**SOURCE DATA**

◇ ◇ ◇ ◇ ◇

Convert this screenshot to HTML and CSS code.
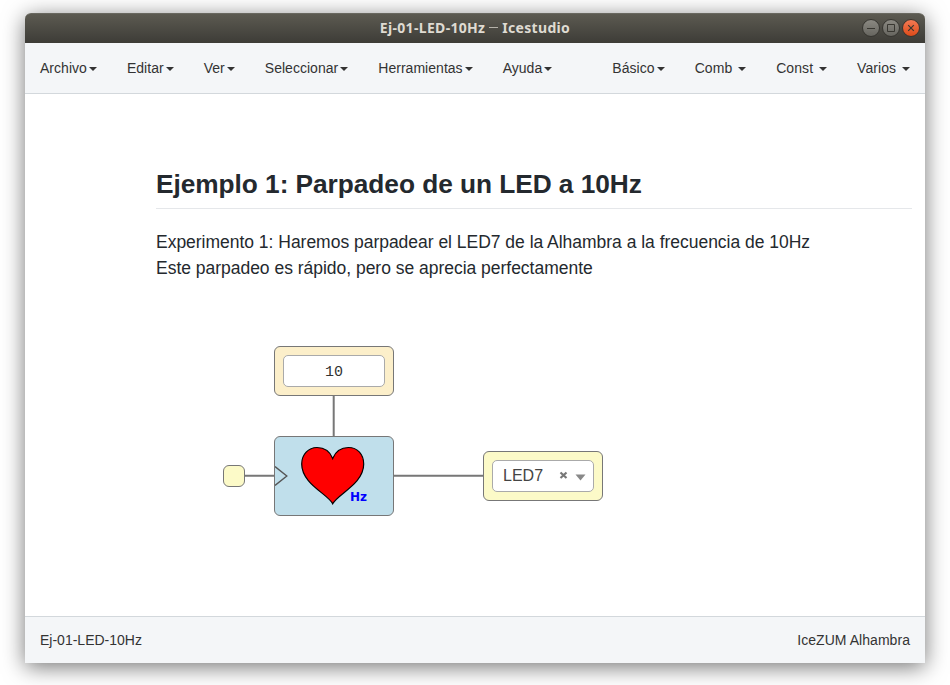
FILE: index.html
```html
<!DOCTYPE html>
<html lang="es">
<head>
<meta charset="utf-8">
<title>Ej-01-LED-10Hz ─ Icestudio</title>
<link rel="stylesheet" href="styles.css">
</head>
<body>
<div class="window">
  <header class="titlebar">
    <span class="title">Ej-01-LED-10Hz <span class="dash"></span> Icestudio</span>
    <svg class="controls" width="60" height="20" viewBox="0 0 60 20">
      <defs>
        <linearGradient id="gray" x1="0" y1="0" x2="0" y2="1"><stop offset="0" stop-color="#8c8a83"/><stop offset="1" stop-color="#65645e"/></linearGradient>
        <linearGradient id="orange" x1="0" y1="0" x2="0" y2="1"><stop offset="0" stop-color="#f47b55"/><stop offset="1" stop-color="#dd4a18"/></linearGradient>
      </defs>
      <g stroke="#35342f">
        <circle cx="10" cy="9" r="8.5" fill="url(#gray)"/>
        <circle cx="30" cy="9" r="8.5" fill="url(#gray)"/>
        <circle cx="50" cy="9" r="8.5" fill="url(#orange)"/>
      </g>
      <g fill="none" stroke="#383731">
        <path d="M6 9.500h8M26.500 5.500h7v7h-7z"/>
        <path d="M47.200 6.200l5.600 5.600M52.800 6.200l-5.600 5.600" stroke-width="1.200"/>
      </g>
    </svg>
  </header>
  <nav class="menubar">
    <ul class="menu">
      <li>Archivo<i class="caret"></i></li>
      <li>Editar<i class="caret"></i></li>
      <li>Ver<i class="caret"></i></li>
      <li>Seleccionar<i class="caret"></i></li>
      <li>Herramientas<i class="caret"></i></li>
      <li>Ayuda<i class="caret"></i></li>
    </ul>
    <ul class="menu tools">
      <li>Básico<i class="caret"></i></li>
      <li>Comb <i class="caret"></i></li>
      <li>Const <i class="caret"></i></li>
      <li>Varios <i class="caret"></i></li>
    </ul>
  </nav>
  <main class="canvas">
    <article class="notes">
      <h1>Ejemplo 1: Parpadeo de un LED a 10Hz</h1>
      <p>Experimento 1: Haremos parpadear el LED7 de la Alhambra a la frecuencia de 10Hz<br>Este parpadeo es rápido, pero se aprecia perfectamente</p>
    </article>
    <svg class="wires" width="900" height="522" viewBox="0 0 900 522">
      <path d="M308.700 300v44M218 381.800h34M367 381.800h93"/>
    </svg>
    <div class="block constant"><div class="field">10</div></div>
    <div class="block clock"></div>
    <div class="block heart">
      <svg width="118" height="78" viewBox="0 0 118 78">
        <path class="pin" d="M0 29.500L11.800 39L0 48.500"/>
        <path class="shape" d="M57.700 66.800C53 57 26.700 47 26.700 27C26.700 17.500 33.500 10.500 42 10.500C49.500 10.500 55 14.500 57.700 21.500C60.500 14.500 66 10.500 73.500 10.500C82.500 10.500 88.700 17.500 88.700 27C88.700 47 62.500 57 57.700 66.800Z"/>
        <text x="75" y="64">Hz</text>
      </svg>
    </div>
    <div class="block output">
      <div class="field select"><span class="pin-name">LED7</span>
        <svg class="select-icons" width="28" height="14" viewBox="0 0 28 14"><path d="M2.500 2.500l6 5.500M8.500 2.500l-6 5.500" fill="none" stroke="#777" stroke-width="2.200"/><path d="M17.500 4.500h10l-5 6z" fill="#888"/></svg>
      </div>
    </div>
  </main>
  <footer class="statusbar"><span>Ej-01-LED-10Hz</span><span class="board">IceZUM Alhambra</span></footer>
</div>
</body>
</html>
```
FILE: styles.css
```css
* { box-sizing: border-box; }
body {
  margin: 0;
  height: 685px;
  padding: 13px 25px 22px;
  overflow: hidden;
  background: #fff;
  color: #333;
  font: 14px/20px "Liberation Sans", Arial, sans-serif;
}
.window {
  display: flex;
  flex-direction: column;
  height: 650px;
  border-radius: 6px 6px 0 0;
  box-shadow: 0 4px 22px rgba(0, 0, 0, .55);
}
.titlebar {
  display: grid;
  grid-template-columns: 64px 1fr 64px;
  align-items: center;
  height: 30px;
  border-top: 1px solid #696860;
  border-radius: 6px 6px 0 0;
  background: linear-gradient(#5c5a51, #3d3c37);
}
.title {
  grid-column: 2;
  margin-top: -2px;
  text-align: center;
  white-space: nowrap;
  color: #dfdbd2;
  font: bold 14px/20px "Noto Sans", sans-serif;
  letter-spacing: .32px;
}
.dash {
  display: inline-block;
  width: 9px;
  height: 1px;
  background: #b5b2a9;
  vertical-align: 5px;
}
.controls { display: block; }
.menubar {
  display: flex;
  justify-content: space-between;
  height: 51px;
  padding: 15px;
  border-bottom: 1px solid #d3d8dc;
  background: #f4f6f8;
}
.menu {
  display: flex;
  gap: 30px;
  margin: 0;
  padding: 0;
  list-style: none;
  white-space: pre;
  letter-spacing: .03px;
}
.tools { letter-spacing: .06px; }
.caret {
  display: inline-block;
  margin-left: 2px;
  border-top: 4px solid #333;
  border-right: 4px solid transparent;
  border-left: 4px solid transparent;
  vertical-align: middle;
}
.canvas {
  position: relative;
  flex: 1;
  padding: 70px 13px 0 131px;
  background: #fff;
}
.notes { color: #24292e; font-size: 17.5px; line-height: 26.25px; letter-spacing: -.02px; }
.notes h1 {
  height: 45px;
  margin: 0 0 20px;
  padding-top: 4px;
  border-bottom: 1px solid #e5e7ea;
  font-size: 26.25px;
  line-height: 33px;
  letter-spacing: -.04px;
}
.notes p { margin: 0; }
.wires { position: absolute; left: 0; top: 0; }
.wires path { fill: none; stroke: #777; stroke-width: 2; }
.block {
  position: absolute;
  border: 1px solid #777;
  border-radius: 6px;
}
.constant { left: 249px; top: 252px; width: 120px; height: 50px; padding: 8px; background: #fcefca; }
.clock { left: 198px; top: 371px; width: 22px; height: 22px; background: #fcfac8; }
.heart { left: 249px; top: 342px; width: 120px; height: 80px; background: #c0dfeb; }
.output { left: 458px; top: 357px; width: 120px; height: 50px; padding: 8px; background: #fcfac8; }
.heart svg { display: block; }
.pin { fill: none; stroke: #555; stroke-width: 1.4; }
.shape { fill: #f00; stroke: #000; stroke-width: 1.2; }
.heart text { fill: #00f; font: bold 12px "DejaVu Sans", sans-serif; }
.field {
  height: 32px;
  border: 1px solid #aaa;
  border-radius: 5px;
  background: #fff;
  text-align: center;
  font: 15px/34px "Liberation Mono", monospace;
}
.select {
  display: flex;
  justify-content: space-between;
  padding: 0 7px 0 10px;
  color: #444;
  font: 16px/29px "Liberation Sans", Arial, sans-serif;
}
.select-icons { margin-top: 9px; }
.statusbar {
  display: flex;
  justify-content: space-between;
  height: 47px;
  padding: 13px 15px;
  border-top: 1px solid #d3d8dc;
  background: #f4f6f8;
}
.board { letter-spacing: .05px; }
```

◇ ◇ ◇ ◇ ◇

**TASK DIRECTIONS**
Skipping the pictures, transcribe each line above exactly as it appears.

**RESULT OF THIS TASK**
Convert this screenshot to HTML and CSS code.
FILE: index.html
```html
<!DOCTYPE html>
<html lang="es">
<head>
<meta charset="utf-8">
<title>Ej-01-LED-10Hz ─ Icestudio</title>
<link rel="stylesheet" href="styles.css">
</head>
<body>
<div class="window">
  <header class="titlebar">
    <span class="title">Ej-01-LED-10Hz <span class="dash"></span> Icestudio</span>
    <svg class="controls" width="60" height="20" viewBox="0 0 60 20">
      <defs>
        <linearGradient id="gray" x1="0" y1="0" x2="0" y2="1"><stop offset="0" stop-color="#8c8a83"/><stop offset="1" stop-color="#65645e"/></linearGradient>
        <linearGradient id="orange" x1="0" y1="0" x2="0" y2="1"><stop offset="0" stop-color="#f47b55"/><stop offset="1" stop-color="#dd4a18"/></linearGradient>
      </defs>
      <g stroke="#35342f">
        <circle cx="10" cy="9" r="8.5" fill="url(#gray)"/>
        <circle cx="30" cy="9" r="8.5" fill="url(#gray)"/>
        <circle cx="50" cy="9" r="8.5" fill="url(#orange)"/>
      </g>
      <g fill="none" stroke="#383731">
        <path d="M6 9.500h8M26.500 5.500h7v7h-7z"/>
        <path d="M47.200 6.200l5.600 5.600M52.800 6.200l-5.600 5.600" stroke-width="1.200"/>
      </g>
    </svg>
  </header>
  <nav class="menubar">
    <ul class="menu">
      <li>Archivo<i class="caret"></i></li>
      <li>Editar<i class="caret"></i></li>
      <li>Ver<i class="caret"></i></li>
      <li>Seleccionar<i class="caret"></i></li>
      <li>Herramientas<i class="caret"></i></li>
      <li>Ayuda<i class="caret"></i></li>
    </ul>
    <ul class="menu tools">
      <li>Básico<i class="caret"></i></li>
      <li>Comb <i class="caret"></i></li>
      <li>Const <i class="caret"></i></li>
      <li>Varios <i class="caret"></i></li>
    </ul>
  </nav>
  <main class="canvas">
    <article class="notes">
      <h1>Ejemplo 1: Parpadeo de un LED a 10Hz</h1>
      <p>Experimento 1: Haremos parpadear el LED7 de la Alhambra a la frecuencia de 10Hz<br>Este parpadeo es rápido, pero se aprecia perfectamente</p>
    </article>
    <svg class="wires" width="900" height="522" viewBox="0 0 900 522">
      <path d="M308.700 300v44M218 381.800h34M367 381.800h93"/>
    </svg>
    <div class="block constant"><div class="field">10</div></div>
    <div class="block clock"></div>
    <div class="block heart">
      <svg width="118" height="78" viewBox="0 0 118 78">
        <path class="pin" d="M0 29.500L11.800 39L0 48.500"/>
        <path class="shape" d="M57.700 66.800C53 57 26.700 47 26.700 27C26.700 17.500 33.500 10.500 42 10.500C49.500 10.500 55 14.500 57.700 21.500C60.500 14.500 66 10.500 73.500 10.500C82.500 10.500 88.700 17.500 88.700 27C88.700 47 62.500 57 57.700 66.800Z"/>
        <text x="75" y="64">Hz</text>
      </svg>
    </div>
    <div class="block output">
      <div class="field select"><span class="pin-name">LED7</span>
        <svg class="select-icons" width="28" height="14" viewBox="0 0 28 14"><path d="M2.500 2.500l6 5.500M8.500 2.500l-6 5.500" fill="none" stroke="#777" stroke-width="2.200"/><path d="M17.500 4.500h10l-5 6z" fill="#888"/></svg>
      </div>
    </div>
  </main>
  <footer class="statusbar"><span>Ej-01-LED-10Hz</span><span class="board">IceZUM Alhambra</span></footer>
</div>
</body>
</html>
```
FILE: styles.css
```css
* { box-sizing: border-box; }
body {
  margin: 0;
  height: 685px;
  padding: 13px 25px 22px;
  overflow: hidden;
  background: #fff;
  color: #333;
  font: 14px/20px "Liberation Sans", Arial, sans-serif;
}
.window {
  display: flex;
  flex-direction: column;
  height: 650px;
  border-radius: 6px 6px 0 0;
  box-shadow: 0 4px 22px rgba(0, 0, 0, .55);
}
.titlebar {
  display: grid;
  grid-template-columns: 64px 1fr 64px;
  align-items: center;
  height: 30px;
  border-top: 1px solid #696860;
  border-radius: 6px 6px 0 0;
  background: linear-gradient(#5c5a51, #3d3c37);
}
.title {
  grid-column: 2;
  margin-top: -2px;
  text-align: center;
  white-space: nowrap;
  color: #dfdbd2;
  font: bold 14px/20px "Noto Sans", sans-serif;
  letter-spacing: .32px;
}
.dash {
  display: inline-block;
  width: 9px;
  height: 1px;
  background: #b5b2a9;
  vertical-align: 5px;
}
.controls { display: block; }
.menubar {
  display: flex;
  justify-content: space-between;
  height: 51px;
  padding: 15px;
  border-bottom: 1px solid #d3d8dc;
  background: #f4f6f8;
}
.menu {
  display: flex;
  gap: 30px;
  margin: 0;
  padding: 0;
  list-style: none;
  white-space: pre;
  letter-spacing: .03px;
}
.tools { letter-spacing: .06px; }
.caret {
  display: inline-block;
  margin-left: 2px;
  border-top: 4px solid #333;
  border-right: 4px solid transparent;
  border-left: 4px solid transparent;
  vertical-align: middle;
}
.canvas {
  position: relative;
  flex: 1;
  padding: 70px 13px 0 131px;
  background: #fff;
}
.notes { color: #24292e; font-size: 17.5px; line-height: 26.25px; letter-spacing: -.02px; }
.notes h1 {
  height: 45px;
  margin: 0 0 20px;
  padding-top: 4px;
  border-bottom: 1px solid #e5e7ea;
  font-size: 26.25px;
  line-height: 33px;
  letter-spacing: -.04px;
}
.notes p { margin: 0; }
.wires { position: absolute; left: 0; top: 0; }
.wires path { fill: none; stroke: #777; stroke-width: 2; }
.block {
  position: absolute;
  border: 1px solid #777;
  border-radius: 6px;
}
.constant { left: 249px; top: 252px; width: 120px; height: 50px; padding: 8px; background: #fcefca; }
.clock { left: 198px; top: 371px; width: 22px; height: 22px; background: #fcfac8; }
.heart { left: 249px; top: 342px; width: 120px; height: 80px; background: #c0dfeb; }
.output { left: 458px; top: 357px; width: 120px; height: 50px; padding: 8px; background: #fcfac8; }
.heart svg { display: block; }
.pin { fill: none; stroke: #555; stroke-width: 1.4; }
.shape { fill: #f00; stroke: #000; stroke-width: 1.2; }
.heart text { fill: #00f; font: bold 12px "DejaVu Sans", sans-serif; }
.field {
  height: 32px;
  border: 1px solid #aaa;
  border-radius: 5px;
  background: #fff;
  text-align: center;
  font: 15px/34px "Liberation Mono", monospace;
}
.select {
  display: flex;
  justify-content: space-between;
  padding: 0 7px 0 10px;
  color: #444;
  font: 16px/29px "Liberation Sans", Arial, sans-serif;
}
.select-icons { margin-top: 9px; }
.statusbar {
  display: flex;
  justify-content: space-between;
  height: 47px;
  padding: 13px 15px;
  border-top: 1px solid #d3d8dc;
  background: #f4f6f8;
}
.board { letter-spacing: .05px; }
```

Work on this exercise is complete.